The lingering Western presence, in the form of British and American bases, added to dissatisfaction with the pro-Western Idris monarchy, and fuelled mounting discontent among the Libyan people. Following a coup d'etat, the young Colonel Qadhafi succeeded in breaking many of Libya's residual colonial links but at a huge cost -- a new authoritarianism which became increasingly eccentric and repressive as the country found itself first marginalized and then condemned to pariah status by an America exasperated with Libya's radicalism and apparent links to terrorist groups. The final irony, as Libya now seeks to carve a fresh path into the twenty-first century, is that the most dramatic episode in the country's recent history -- the accusation that it master-minded the Lockerbie tragedy -- has provided a way for Libya to achieve at least some rehabilitation within the international community, by acceding to the trial of two of its citizens and tolerating with protest the guilty verdict on one.

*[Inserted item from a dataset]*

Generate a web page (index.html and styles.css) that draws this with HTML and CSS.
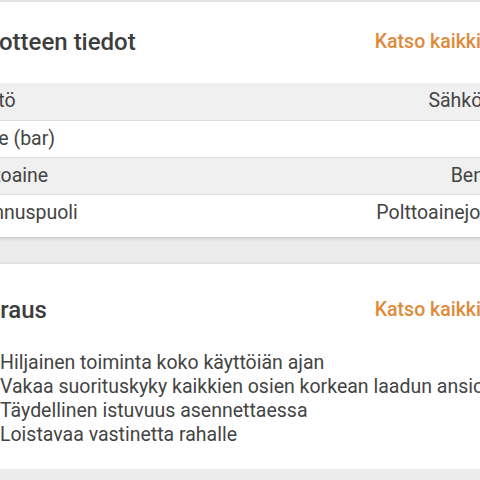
FILE: index.html
```html
<!DOCTYPE html>
<html lang="fi">
<head>
<meta charset="utf-8">
<title>Tuotteen tiedot</title>
<link rel="stylesheet" href="styles.css">
</head>
<body>
<div class="page">
  <section class="card card-specs">
    <header class="card-head">
      <h2 class="card-title">Tuotteen tiedot</h2>
      <a class="see-all" href="#">Katso kaikki
        <svg class="chev" viewBox="0 0 24 24" width="20" height="20"><path d="M9 6l6 6-6 6" fill="none" stroke="currentColor" stroke-width="2.2" stroke-linecap="round" stroke-linejoin="round"/></svg>
      </a>
    </header>
    <table class="specs">
      <tbody>
        <tr><td class="label">Käyttö</td><td class="value">Sähköinen</td></tr>
        <tr><td class="label">Paine (bar)</td><td class="value"></td></tr>
        <tr><td class="label">Polttoaine</td><td class="value">Bensiini</td></tr>
        <tr><td class="label">Asennuspuoli</td><td class="value">Polttoainejohtoa</td></tr>
      </tbody>
    </table>
  </section>

  <section class="card card-desc">
    <header class="card-head">
      <h2 class="card-title">Kuraus</h2>
      <a class="see-all" href="#">Katso kaikki
        <svg class="chev" viewBox="0 0 24 24" width="20" height="20"><path d="M9 6l6 6-6 6" fill="none" stroke="currentColor" stroke-width="2.2" stroke-linecap="round" stroke-linejoin="round"/></svg>
      </a>
    </header>
    <ul class="features">
      <li><span class="dot">•</span>Hiljainen toiminta koko käyttöiän ajan</li>
      <li><span class="dot">•</span>Vakaa suorituskyky kaikkien osien korkean laadun ansiosta</li>
      <li><span class="dot">•</span>Täydellinen istuvuus asennettaessa</li>
      <li><span class="dot">•</span>Loistavaa vastinetta rahalle</li>
    </ul>
  </section>
</div>
</body>
</html>
```

FILE: styles.css
```css
html, body {
  margin: 0;
  padding: 0;
}
body {
  background: #ececec;
  overflow: hidden;
  font-family: Roboto, "Liberation Sans", Arial, sans-serif;
  color: #444;
}
.page {
  margin-left: -52px;
  width: 583px;
  padding-top: 2px;
}
.card {
  background: #fff;
  box-shadow: 0 1px 4px rgba(0, 0, 0, 0.22);
}
.card-specs {
  padding-bottom: 6px;
  margin-bottom: 27px;
}
.card-desc {
  padding-bottom: 22px;
}
.card-head {
  display: flex;
  justify-content: space-between;
  align-items: center;
  padding: 0 24px;
}
.card-specs .card-head {
  padding-top: 26px;
  padding-bottom: 27px;
}
.card-desc .card-head {
  padding-top: 32px;
  padding-bottom: 27px;
}
.card-title {
  margin: 0;
  font-size: 24px;
  line-height: 28px;
  font-weight: 500;
  color: #3d3d3d;
}
.see-all {
  display: flex;
  align-items: center;
  gap: 6px;
  font-size: 19.5px;
  line-height: 24px;
  font-weight: 500;
  color: #e08a3b;
  text-decoration: none;
}
.chev {
  display: block;
}
.specs {
  width: 100%;
  border-collapse: collapse;
  font-size: 19.5px;
}
.specs tr {
  height: 37px;
  border-bottom: 1px solid #dedede;
}
.specs tr:last-child {
  border-bottom: 0;
}
.specs tr:nth-child(odd) {
  background: #f0f0f0;
}
.specs td {
  padding: 0 12px;
  line-height: 22px;
}
.specs .value {
  text-align: right;
}
.features {
  list-style: none;
  margin: 0;
  padding: 0 24px;
  font-size: 19.5px;
  line-height: 24px;
}
.features li {
  display: flex;
  white-space: nowrap;
}
.dot {
  width: 28px;
  flex: none;
}
```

This book describes the involvement of the United Nations in some of the principal events which have shaped contemporary Libya, from independence a half-century ago, to the course of the Lockerbie affair in the more recent past. It reviews Libya's independence process, its territorial disputes with neighbours, the many abuses of human rights perpetrated by the Qadhafi regime, state terrorism and the US manipulation of the United Nations in its confrontation with Libya.